Here are some ways we’ve seen self-service fail, from our engagements with clients and from our own personal experience.  How many of these barriers to success might frustrate your customers?  And how many of them can you eliminate or reduce?

  • The answer to my question isn’t here. (This often speaks to traditional, slow-moving knowledge management practices—consider KCS.)
  • Or, if it’s here, I can’t find it. (Is knowledge written from the customer’s point of view, using their words and context?  Do you have a competent search engine that returns relevant content from any source?)
  • I found the answer, but I don’t like it very much.  I’ll try calling. (Are you more flexible on polices, for example, warranty returns, if your customer calls?  You teach people how to treat you…)
  • My eyes are glazing over. (Is your portal neat, clean, and streamlined?  Just because someone created a tool doesn’t mean that it deserves a link on your support home page.)

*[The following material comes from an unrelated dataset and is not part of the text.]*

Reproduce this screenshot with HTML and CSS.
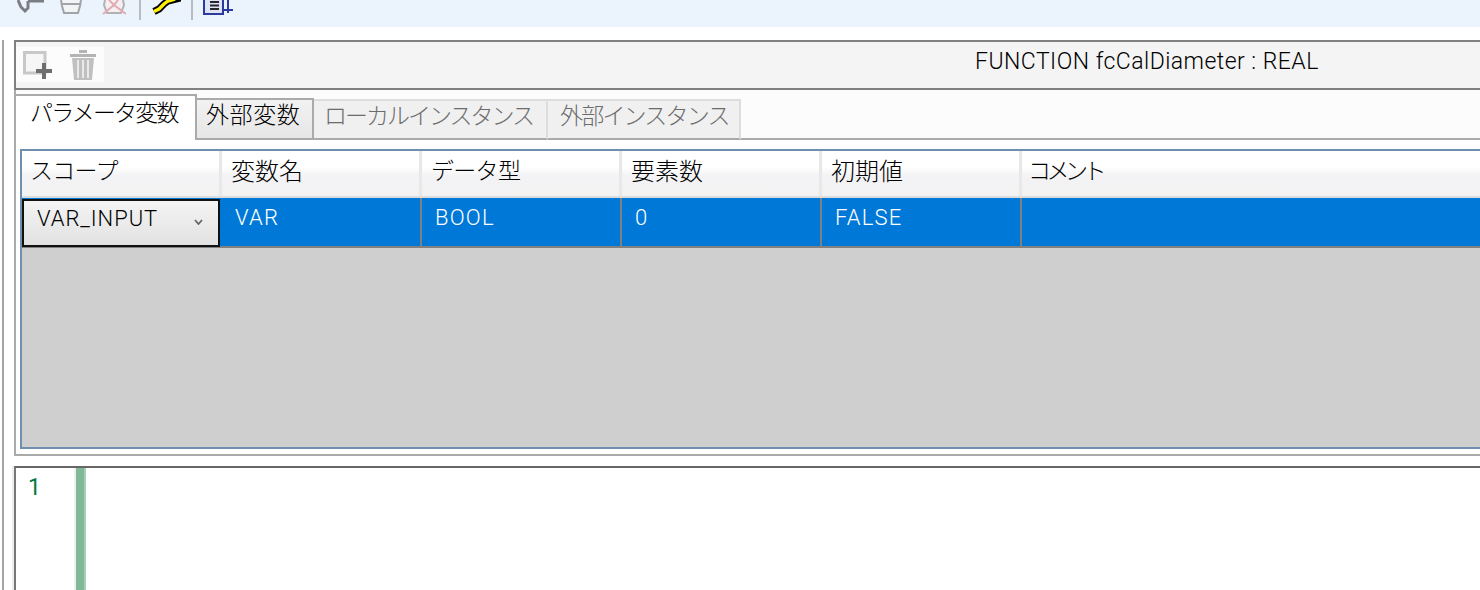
FILE: index.html
```html
<!DOCTYPE html>
<html lang="ja">
<head>
<meta charset="utf-8">
<title>fcCalDiameter</title>
<link rel="stylesheet" href="styles.css">
</head>
<body>
<div class="app">
  <header class="topbar">
    <svg class="ti ti-undo" viewBox="0 0 27 16"><path d="M1 0 L4 7 L8 11 L11 8 V1 M11 1 H27" fill="none" stroke="#7a7e84" stroke-width="3"/></svg>
    <svg class="ti ti-hand" viewBox="0 0 22 16"><path d="M1 0 L2 6 L4 13 H18 L20 6 L21 0 M2 4 H20" fill="#f1f3f5" stroke="#a0a4a8" stroke-width="2"/></svg>
    <svg class="ti ti-del" viewBox="0 0 24 16"><path d="M3 0 L2 5 L5 13 H19 L22 5 L21 0" fill="#f4f0f2" stroke="#b4b0b4" stroke-width="2"/><path d="M1 14 L12 5 L16 0 M7 0 L12 5 L24 14" fill="none" stroke="#e4aab0" stroke-width="2"/></svg>
    <span class="sep sep-a"></span>
    <svg class="ti ti-key" viewBox="0 0 30 16"><path d="M3 11.5 L8 9 L13 4 L17 1 L30 -2" fill="none" stroke="#000" stroke-width="7"/><path d="M3 11.5 L8 9 L13 4 L17 1 L24 -1" fill="none" stroke="#fff000" stroke-width="3.4"/></svg>
    <span class="sep sep-b"></span>
    <svg class="ti ti-list" viewBox="0 0 30 16"><path d="M1 -2 V14 H20 V-2" fill="#dfe3f4" stroke="#2b3a9c" stroke-width="2"/><path d="M7 2 H16 M7 5.5 H16 M7 9 H16" stroke="#26262e" stroke-width="2"/><path d="M25 0 V13 M21 10 H30" stroke="#2b3a9c" stroke-width="2"/></svg>
  </header>
  <div class="main">
    <div class="rail"></div>
    <div class="content">
      <section class="infobar">
        <div class="tools">
          <svg class="tool" viewBox="0 0 30 32"><path d="M1.5 3.5 H22 V24 H1.5 Z" fill="#f6f6f6" stroke="#c8c8c8" stroke-width="3"/><path d="M21 14 V30 M13 22 H29" stroke="#6e6e6e" stroke-width="4"/></svg>
          <svg class="tool" viewBox="0 0 30 32"><path d="M11 1 H19 V4 H11 Z M2 5 H28 V8 H2 Z" fill="#b4b4b4"/><path d="M4 9 H26 L24 31 H6 Z" fill="#c0c0c0"/><path d="M10 11 V29 M15 11 V29 M20 11 V29" stroke="#e9e9e9" stroke-width="2"/></svg>
        </div>
        <div class="signature">FUNCTION fcCalDiameter : REAL</div>
      </section>
      <section class="tabpanel">
        <nav class="tabs">
          <div class="tab tab-active">パラメータ変数</div>
          <div class="tab tab-normal">外部変数</div>
          <div class="tab tab-off tab-local">ローカルインスタンス</div>
          <div class="tab tab-off tab-ext">外部インスタンス</div>
          <div class="tab-rest"></div>
        </nav>
        <div class="gridwrap">
          <div class="grid">
            <div class="row-head">
              <div class="hcell">スコープ</div>
              <div class="hcell hcell-kanji">変数名</div>
              <div class="hcell">データ型</div>
              <div class="hcell hcell-kanji">要素数</div>
              <div class="hcell hcell-kanji">初期値</div>
              <div class="hcell hcell-tight">コメント</div>
            </div>
            <div class="row-data">
              <div class="combo"><span>VAR_INPUT</span>
                <svg class="chev" viewBox="0 0 9 6"><path d="M1 1 L4.5 5 L8 1" fill="none" stroke="#666" stroke-width="1.8"/></svg>
              </div>
              <div class="dcell">VAR</div>
              <div class="dcell">BOOL</div>
              <div class="dcell">0</div>
              <div class="dcell">FALSE</div>
              <div class="dcell dcell-last"></div>
            </div>
          </div>
        </div>
      </section>
      <section class="editor">
        <div class="linenos">1</div>
        <div class="gutter"></div>
        <div class="code"></div>
      </section>
    </div>
  </div>
</div>
</body>
</html>
```

FILE: styles.css
```css
* { box-sizing: border-box; }
html, body { margin: 0; padding: 0; height: 590px; overflow: hidden; background: #fff; }
body { font-family: Roboto, "Liberation Sans", "Noto Sans CJK JP", sans-serif; font-weight: 300; color: #000; }
.app { width: 1480px; height: 590px; display: flex; flex-direction: column; overflow: hidden; }

.topbar { height: 27px; flex: none; background: #ebf3fc; display: flex; align-items: flex-start; overflow: hidden; padding-left: 17px; }
.ti { display: block; height: 16px; flex: none; filter: blur(0.4px); }
.ti-undo { width: 27px; }
.ti-hand { width: 22px; margin-left: 16px; }
.ti-del { width: 24px; margin-left: 20px; }
.ti-key { width: 30px; }
.ti-list { width: 30px; }
.sep { width: 2px; height: 20px; background: #b8bcc0; flex: none; }
.sep-a { margin: 0 10px 0 13px; }
.sep-b { margin: 0 10px 0 10px; }

.main { flex: 1; display: flex; min-height: 0; padding-top: 13px; }
.rail { width: 2px; margin-left: 2px; background: #a4a4a4; flex: none; }
.content { margin-left: 10px; width: 1466px; display: flex; flex-direction: column; }

.infobar { height: 50px; flex: none; border: 2px solid #808080; border-right: 0; background: #f4f4f4; display: flex; }
.tools { width: 88px; height: 35px; margin-top: 5px; background: #fcfcfc; display: flex; align-items: center; gap: 15px; padding-left: 7px; flex: none; }
.tool { display: block; width: 30px; height: 32px; flex: none; filter: blur(0.4px); }
.signature { margin-left: 871px; font-size: 23px; line-height: 40px; white-space: nowrap; letter-spacing: 0.47px; }

.tabpanel { height: 366px; flex: none; border-left: 2px solid #aaa; border-bottom: 2px solid #aaa; background: #fff; display: flex; flex-direction: column; }
.tabs { height: 50px; flex: none; display: flex; align-items: flex-end; background: #fcfcfc; }
.tab { font-size: 23px; font-weight: 300; white-space: nowrap; font-family: "Noto Sans CJK JP", sans-serif; flex: none; }
.tab-active { width: 181px; height: 46px; border-top: 2px solid #aaa; border-right: 2px solid #aaa; background: #fff; padding-left: 14px; line-height: 30px; letter-spacing: -1.8px; }
.tab-normal { width: 117px; height: 42px; background: linear-gradient(#f2f2f2, #e6e6e6); border: 2px solid #aaa; border-left: 0; padding-left: 9px; line-height: 27px; letter-spacing: 0.6px; }
.tab-off { height: 41px; background: #f0f0f0; color: #6c6c6c; border-top: 2px solid #ddd; border-right: 2px solid #ddd; border-bottom: 2px solid #aaa; line-height: 26px; padding-left: 10px; letter-spacing: -2px; }
.tab-local { width: 234px; }
.tab-ext { width: 193px; padding-left: 12px; letter-spacing: -1.8px; }
.tab-rest { flex: 1; height: 2px; background: #aaa; }

.gridwrap { flex: 1; min-height: 0; padding: 9px 0 5px 4px; display: flex; background: #fff; }
.grid { flex: 1; border: 2px solid #6f8fb0; border-right: 0; background: #cfcfcf; }
.row-head { height: 47px; display: grid; grid-template-columns: repeat(5, 200px) 1fr; background: linear-gradient(#fff 0%, #fff 35%, #f3f3f5 55%, #f2f2f3 100%); border-bottom: 2px solid #dcdcdc; }
.hcell { font-family: "Noto Sans CJK JP", sans-serif; font-size: 23px; font-weight: 300; line-height: 37px; padding-left: 9px; border-right: 3px solid #e8e8e8; letter-spacing: -0.7px; }
.hcell-kanji { font-size: 24px; letter-spacing: 0; }
.hcell-tight { letter-spacing: -4.5px; border-right: 0; padding-left: 6px; }
.hcell:first-child { padding-left: 8px; }
.row-data { height: 50px; display: grid; grid-template-columns: repeat(5, 200px) 1fr; background: #0078d7; border-bottom: 2px solid #808080; }
.dcell { color: #fff; font-size: 22px; line-height: 40px; padding-left: 13px; border-right: 2px solid #808080; letter-spacing: 1.2px; }
.dcell-last { border-right: 0; }
.combo { margin-right: 2px; margin-top: 1px; height: 48px; border: 2px solid #111; background: linear-gradient(#f4f4f4, #e2e2e2); font-size: 22px; line-height: 36px; padding-left: 13px; display: flex; align-items: flex-start; letter-spacing: 0.95px; }
.chev { display: block; width: 9px; height: 6px; margin: 18px 15px 0 auto; flex: none; }

.editor { flex: 1; min-height: 0; margin-top: 10px; display: flex; border-top: 2px solid #666; border-left: 2px solid #777; box-shadow: -2px 0 0 #eee; }
.linenos { width: 60px; flex: none; color: #007a45; font-size: 23px; font-weight: 400; line-height: 40px; padding-left: 12px; background: #fff; }
.gutter { width: 10px; flex: none; background: linear-gradient(90deg, #82b898 0, #82b898 8px, #a6d0b4 8px); box-shadow: -2px 0 0 #f0f0f0; }
.code { flex: 1; background: #fff; }
```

  • Huh…what? (Do you require your customers to learn your organization and your jargon?)
  • Don’t blow sunshine up my skirt. (Look on the bright side of life, but don’t try to rewrite a break-fix answer as a how-to.  Self-service is not the place to spin the facts–that will just send users to find someone they do trust.)
  • I bet you know, but you aren’t telling me. (This is what web maven Steve Krug means when he says a website should “be a mensch.”  If people think you know about a problem but aren’t talking about it, they lose faith in you and your product or service.)
  • I wanted an answer, not a dissertation. (Any words that don’t take customers one step closer to a resolution should be eliminated.  Link to more complete background explanations—right now, let’s make it “just the facts, ma’am.”)
  • The answer isn’t showing up on Google. (Is there any way you can make at least some of your content available without a login?  And have you invested in Search Engine Optimization (SEO?)  Increasingly, whether we like it or not, search engines are the self-service portal of choice.)

What self-service problems are you trying to avoid?